Russ - Well, guess you must have never perused through the annals of history to see just how wonderful life was for so many people before federal laws started getting the job done where states and their local politicians had purposely or inadvertantly failed.
Maybe if you had died from eating poisoned meat, or had your limbs cut off from unsafe machinery, or had died from taking some type of concoction from your local quack you would understand. Or how about if your kids had to work in the local sweat shop because none of you could earn more than a few pennies a day to pay for basic necessities because you were all first-generation immigrants.
Yes, poor people did fend for themselves, but they lived in squalid conditions and had little to no food, with little access to education or healthcare. Some survived, but many, many, many died. Don't you ever read? There are plenty of books which detail the plight of poor people and first-generation immigrants in the early years of the 20th century. Thank God for people like the Roosevelts who stepped in to provide people with jobs and some stability through the great depression. Thank God for Johnson and his ideas of a "Great Society" making sure that old people didn't starve on the streets with social security and had access to healthcare through Medicare.

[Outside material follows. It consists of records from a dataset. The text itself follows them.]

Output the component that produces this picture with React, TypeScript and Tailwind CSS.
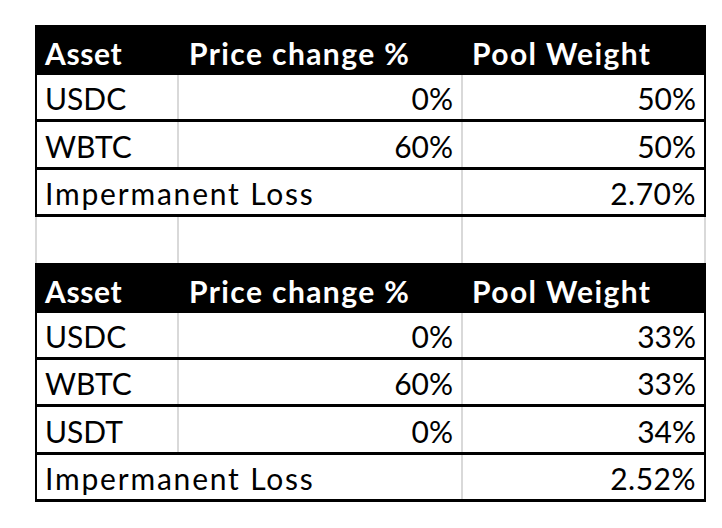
import React from "react";

type Row = { a: string; p?: string; w: string; total?: boolean };

const font = { fontFamily: "Lato, 'Noto Sans', sans-serif" };

function Header() {
  return (
    <div className="flex h-[50px] w-[671px] items-end bg-black pb-[7px] text-[30px] font-bold leading-none tracking-[1.4px] text-white">
      <div className="w-[144px] pl-[10px] tracking-[0.6px]">Asset</div>
      <div className="w-[284px] pl-[10px]">Price change %</div>
      <div className="flex-1 pl-[9px]">Pool Weight</div>
    </div>
  );
}

function BodyRow({ r, h }: { r: Row; h: string }) {
  if (r.total) {
    return (
      <div className={`flex w-[671px] border-x-2 border-b-[3px] border-black text-[30px] leading-none text-black ${h}`}>
        <div className="flex w-[426px] items-end border-r-2 border-[#d9d9d9] pb-[6px] pl-[8px] tracking-[1.8px]">{r.a}</div>
        <div className="flex flex-1 items-end justify-end pb-[6px] pr-[8px] tracking-[0.5px]">{r.w}</div>
      </div>
    );
  }
  return (
    <div className={`flex w-[671px] border-x-2 border-b-[3px] border-black text-[30px] leading-none text-black ${h}`}>
      <div className="flex w-[142px] items-end border-r-2 border-[#d9d9d9] pb-[6px] pl-[8px]">{r.a}</div>
      <div className="flex w-[284px] items-end justify-end border-r-2 border-[#d9d9d9] pb-[6px] pr-[8px]">{r.p}</div>
      <div className="flex flex-1 items-end justify-end pb-[6px] pr-[8px]">{r.w}</div>
    </div>
  );
}

export default function App() {
  const t1: Row[] = [
    { a: "USDC", p: "0%", w: "50%" },
    { a: "WBTC", p: "60%", w: "50%" },
    { a: "Impermanent Loss", w: "2.70%", total: true },
  ];
  const t2: Row[] = [
    { a: "USDC", p: "0%", w: "33%" },
    { a: "WBTC", p: "60%", w: "33%" },
    { a: "USDT", p: "0%", w: "34%" },
    { a: "Impermanent Loss", w: "2.52%", total: true },
  ];
  return (
    <div className="h-[528px] w-[722px] bg-white pl-[35px] pt-[25px]" style={font}>
      <Header />
      {t1.map((r, i) => (
        <BodyRow key={i} r={r} h={i === 1 ? "h-[48px]" : "h-[47px]"} />
      ))}
      <div className="flex h-[46px] w-[671px] border-x-2 border-[#d9d9d9]">
        <div className="w-[142px] border-r-2 border-[#d9d9d9]" />
        <div className="w-[284px] border-r-2 border-[#d9d9d9]" />
        <div className="flex-1" />
      </div>
      <Header />
      {t2.map((r, i) => (
        <BodyRow key={i} r={r} h={i === 2 ? "h-[48px]" : "h-[47px]"} />
      ))}
    </div>
  );
}
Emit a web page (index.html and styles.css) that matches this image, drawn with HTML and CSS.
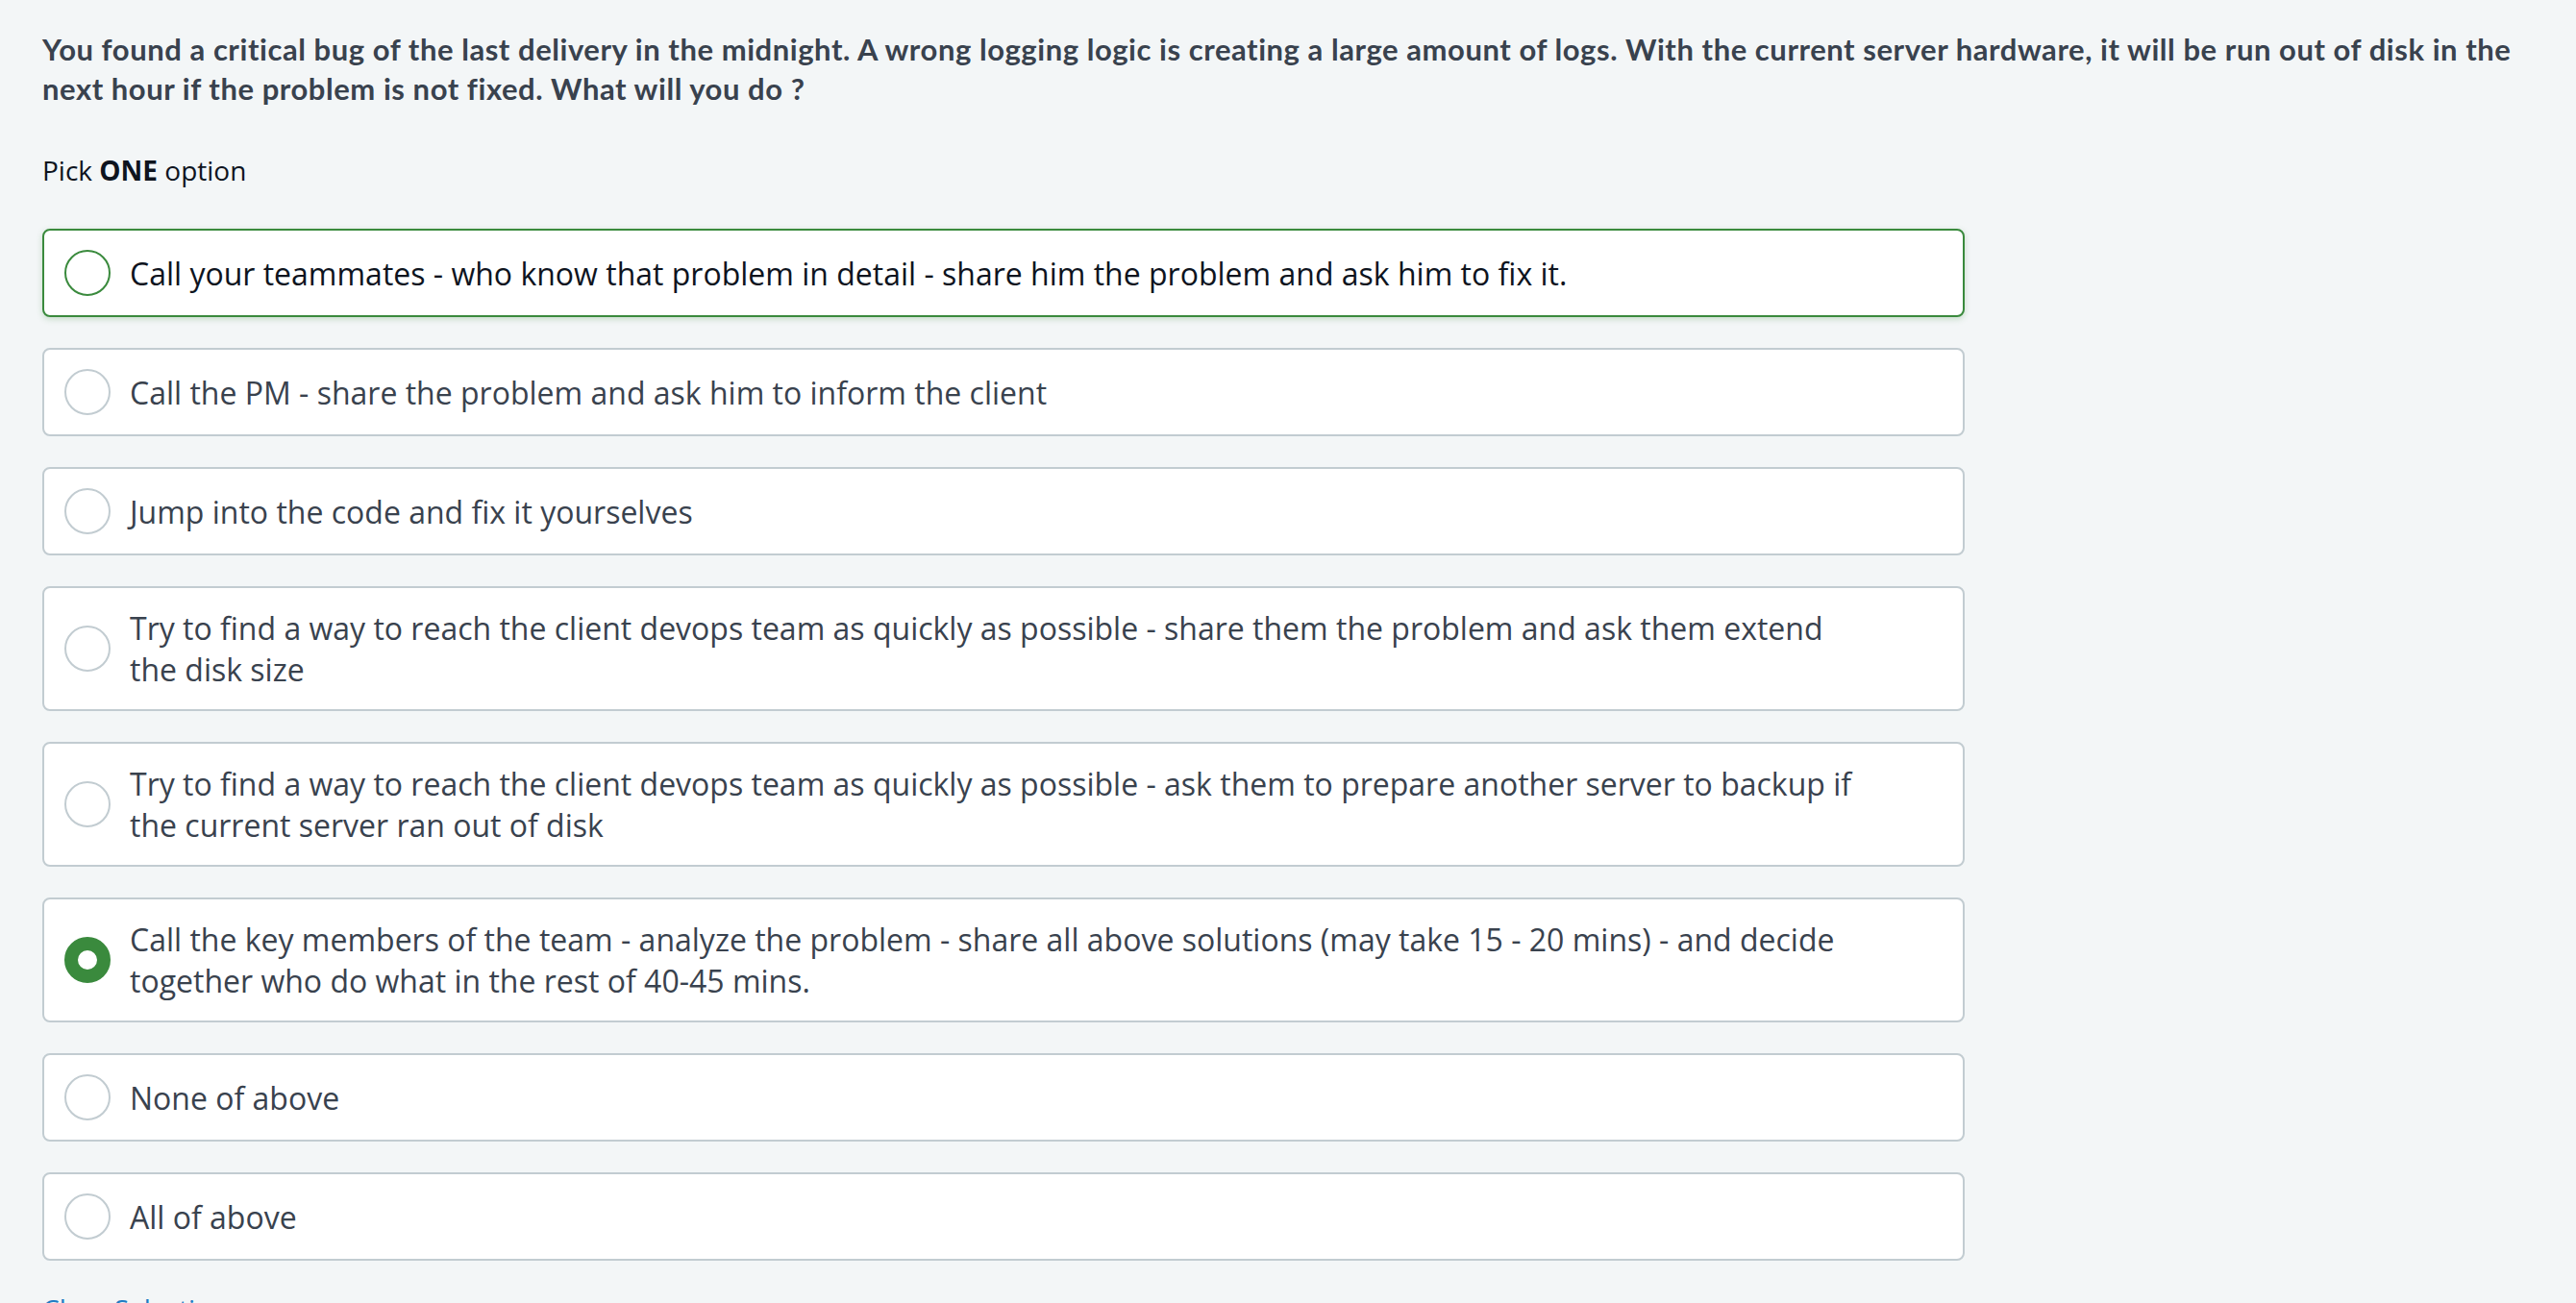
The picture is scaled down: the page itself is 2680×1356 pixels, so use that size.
FILE: index.html
```html
<!DOCTYPE html>
<html lang="en">
<head>
<meta charset="utf-8">
<title>Question</title>
<link rel="stylesheet" href="styles.css">
</head>
<body>
<main class="question">
  <p class="prompt">You found a critical bug of the last delivery in the midnight. A wrong logging logic is creating a large amount of logs. With the current server hardware, it will be run out of disk in the next hour if the problem is not fixed. What will you do ?</p>
  <p class="pick">Pick <strong>ONE</strong> option</p>
  <div class="options">
    <label class="option focused"><span class="radio"></span><span class="text">Call your teammates - who know that problem in detail - share him the problem and ask him to fix it.</span></label>
    <label class="option"><span class="radio"></span><span class="text">Call the PM - share the problem and ask him to inform the client</span></label>
    <label class="option"><span class="radio"></span><span class="text">Jump into the code and fix it yourselves</span></label>
    <label class="option"><span class="radio"></span><span class="text">Try to find a way to reach the client devops team as quickly as possible - share them the problem and ask them extend the disk size</span></label>
    <label class="option"><span class="radio"></span><span class="text">Try to find a way to reach the client devops team as quickly as possible - ask them to prepare another server to backup if the current server ran out of disk</span></label>
    <label class="option"><span class="radio checked"></span><span class="text">Call the key members of the team - analyze the problem - share all above solutions (may take 15 - 20 mins) - and decide together who do what in the rest of 40-45 mins.</span></label>
    <label class="option"><span class="radio"></span><span class="text">None of above</span></label>
    <label class="option"><span class="radio"></span><span class="text">All of above</span></label>
  </div>
  <a class="clear" href="#">Clear Selection</a>
</main>
</body>
</html>
```
FILE: styles.css
```css
html, body {
  margin: 0;
  padding: 0;
  background: #f3f6f7;
}
body {
  font-family: "Open Sans", "Liberation Sans", sans-serif;
  color: #39424e;
}
.question {
  padding: 31px 24px 0 44px;
}
.prompt {
  margin: 0;
  font-family: Lato, "Open Sans", sans-serif;
  font-weight: 700;
  font-size: 31px;
  letter-spacing: 0.55px;
  line-height: 41px;
  color: #39424e;
}
.pick {
  margin: 44px 0 0 0;
  font-size: 28px;
  line-height: 40px;
  color: #0e141e;
}
.pick strong {
  font-weight: 700;
}
.options {
  margin-top: 41px;
  width: 2000px;
  display: flex;
  flex-direction: column;
  gap: 32px;
}
.option {
  display: flex;
  align-items: center;
  gap: 20px;
  padding: 20px 100px 20px 21px;
  background: #ffffff;
  border: 2px solid #c2ccd1;
  border-radius: 8px;
  font-size: 32px;
  line-height: 43px;
  color: #39424e;
}
.option.focused {
  border-color: #3a8a3d;
  box-shadow: 0 2px 6px rgba(58, 138, 61, 0.25);
  color: #0e141e;
}
.radio {
  flex: 0 0 auto;
  width: 48px;
  height: 48px;
  box-sizing: border-box;
  border-radius: 50%;
  border: 2px solid #c2ccd1;
  background: #fff;
}
.option.focused .radio {
  border-color: #3a8a3d;
}
.radio.checked {
  border: 14px solid #3a8a3d;
}
.clear {
  display: inline-block;
  margin-top: 30px;
  font-size: 28px;
  line-height: 40px;
  color: #1f7dc4;
  text-decoration: none;
}
```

You think we wouldn't still have slavery today if we didn't have the 13th amendment? I think you're kidding yourself. Just as someone else said, some things have to be shoved down people's throats before they will be allowed in this country. We have to have affirmative action just to provide minorities with jobs in this country because when we look at the job business does by itself, we see they're all being run for white males by white males. We have to have court rulings to make sure blacks and whites can be in the same room with each other.

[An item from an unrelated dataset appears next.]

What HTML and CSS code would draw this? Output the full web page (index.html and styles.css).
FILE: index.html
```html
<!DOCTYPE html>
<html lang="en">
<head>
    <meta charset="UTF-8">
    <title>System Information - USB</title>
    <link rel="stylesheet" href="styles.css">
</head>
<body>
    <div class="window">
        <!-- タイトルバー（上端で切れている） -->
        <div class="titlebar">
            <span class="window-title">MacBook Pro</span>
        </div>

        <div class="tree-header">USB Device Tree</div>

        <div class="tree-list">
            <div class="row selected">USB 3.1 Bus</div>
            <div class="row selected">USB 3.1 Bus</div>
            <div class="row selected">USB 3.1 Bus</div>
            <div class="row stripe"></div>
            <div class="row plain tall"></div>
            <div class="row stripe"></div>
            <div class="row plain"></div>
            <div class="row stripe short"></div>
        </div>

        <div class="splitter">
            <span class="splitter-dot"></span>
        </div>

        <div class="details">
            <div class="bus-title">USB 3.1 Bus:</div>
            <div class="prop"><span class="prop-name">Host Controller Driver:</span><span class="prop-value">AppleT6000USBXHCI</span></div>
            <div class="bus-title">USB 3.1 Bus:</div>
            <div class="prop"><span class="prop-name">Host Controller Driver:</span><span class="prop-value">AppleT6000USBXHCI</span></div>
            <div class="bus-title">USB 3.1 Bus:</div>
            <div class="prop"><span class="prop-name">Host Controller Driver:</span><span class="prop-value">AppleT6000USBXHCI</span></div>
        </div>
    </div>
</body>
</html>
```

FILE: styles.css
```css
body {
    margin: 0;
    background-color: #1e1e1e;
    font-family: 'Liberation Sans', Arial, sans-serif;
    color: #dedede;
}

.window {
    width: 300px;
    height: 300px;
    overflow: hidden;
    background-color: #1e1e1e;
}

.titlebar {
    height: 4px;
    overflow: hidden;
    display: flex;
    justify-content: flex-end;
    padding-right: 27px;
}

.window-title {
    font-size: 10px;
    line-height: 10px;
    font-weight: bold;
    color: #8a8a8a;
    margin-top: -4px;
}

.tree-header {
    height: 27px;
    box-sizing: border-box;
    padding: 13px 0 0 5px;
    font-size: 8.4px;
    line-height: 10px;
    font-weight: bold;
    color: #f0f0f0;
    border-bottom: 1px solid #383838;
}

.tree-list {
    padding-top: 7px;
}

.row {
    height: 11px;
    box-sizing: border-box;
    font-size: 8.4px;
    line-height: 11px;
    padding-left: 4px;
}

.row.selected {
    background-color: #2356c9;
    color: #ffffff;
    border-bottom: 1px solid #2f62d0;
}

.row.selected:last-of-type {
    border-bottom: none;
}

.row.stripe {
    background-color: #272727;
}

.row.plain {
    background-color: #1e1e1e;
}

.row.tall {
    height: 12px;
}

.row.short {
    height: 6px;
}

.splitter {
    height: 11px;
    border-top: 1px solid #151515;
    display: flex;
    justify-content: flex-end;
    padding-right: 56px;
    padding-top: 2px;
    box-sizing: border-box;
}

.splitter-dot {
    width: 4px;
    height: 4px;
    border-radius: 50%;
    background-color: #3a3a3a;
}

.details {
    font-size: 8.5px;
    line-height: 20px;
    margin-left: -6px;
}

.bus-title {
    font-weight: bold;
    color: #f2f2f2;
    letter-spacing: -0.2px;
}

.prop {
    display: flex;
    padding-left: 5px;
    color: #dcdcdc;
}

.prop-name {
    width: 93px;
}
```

We have the ability to do so many things for everyone in the US today. We could provide everyone with basic healthcare, higher education, a livable wage, and more, but we choose not to. With this mentality, I'm sure if slavery would help IBM maintain it's corporate earnings and weren't outlawed, it would still be around in the US today. How many US businesses are going abroad to hire third-world workers to get around US labor laws while their CEO's live high off the hog. It's deplorable.
As far as state's minimum wage laws and other labor laws (such as safety laws), when FDR started evaluating this, there were plenty of state's not enforcing their laws. There were several high profile court cases where people were being severly underpaid and overworked. Businesses would adjust pay for whatever reason they saw fit. People were working in unsafe conditions and it was being overlooked because the people affected did not matter politically in those states. People running those businesses had plenty of methods and connections to get around whatever state labor law they chose. However, when this among other issues was brought to the national level, FDR won the election in a landslide as the nation clearly supported his New Deal for America. Federal labor laws have been enforced and maintained ever since to the benefit of millions of people.
The Constitution does charge the federal branch with looking out for the general welfare of the country. As broadly as the Constitution has been interpreted, IMO, if the states are not enforcing their own laws and people are suffering as a result, the federal government needs to step in.
More recently, we now see states aren't enforcing gun laws. Almost a million people have been shot to death in the US in the last few years. It's obvious the states don't have a handle on it and can't deal with the problem in an effective manner or don't have the ability or intelligence to enforce the current laws properly. I think this is threatening the general welfare of the country when citizens cannot feel safe due to maniacs with guns. My friend works in a federal building where 2 people have been caught bringing guns to work in the past couple of months alone. It's about time for some federal action to whip the states into shape because they clearly are clueless on their own.
Face it, if people were more honest and caring about others (love thy neighbor as thyself), we wouldn't have to worry about it. If states would take the initiative to solve these issues in an effective manner, we wouldn't be talking about this. But because evil persists at all levels, we have to have watchdogs.
Maybe I do believe the Feds are good and the people are bad, but if so, it's only from reading your sentiments, Russ. Your posts alone show me that I'm 100% justified in it.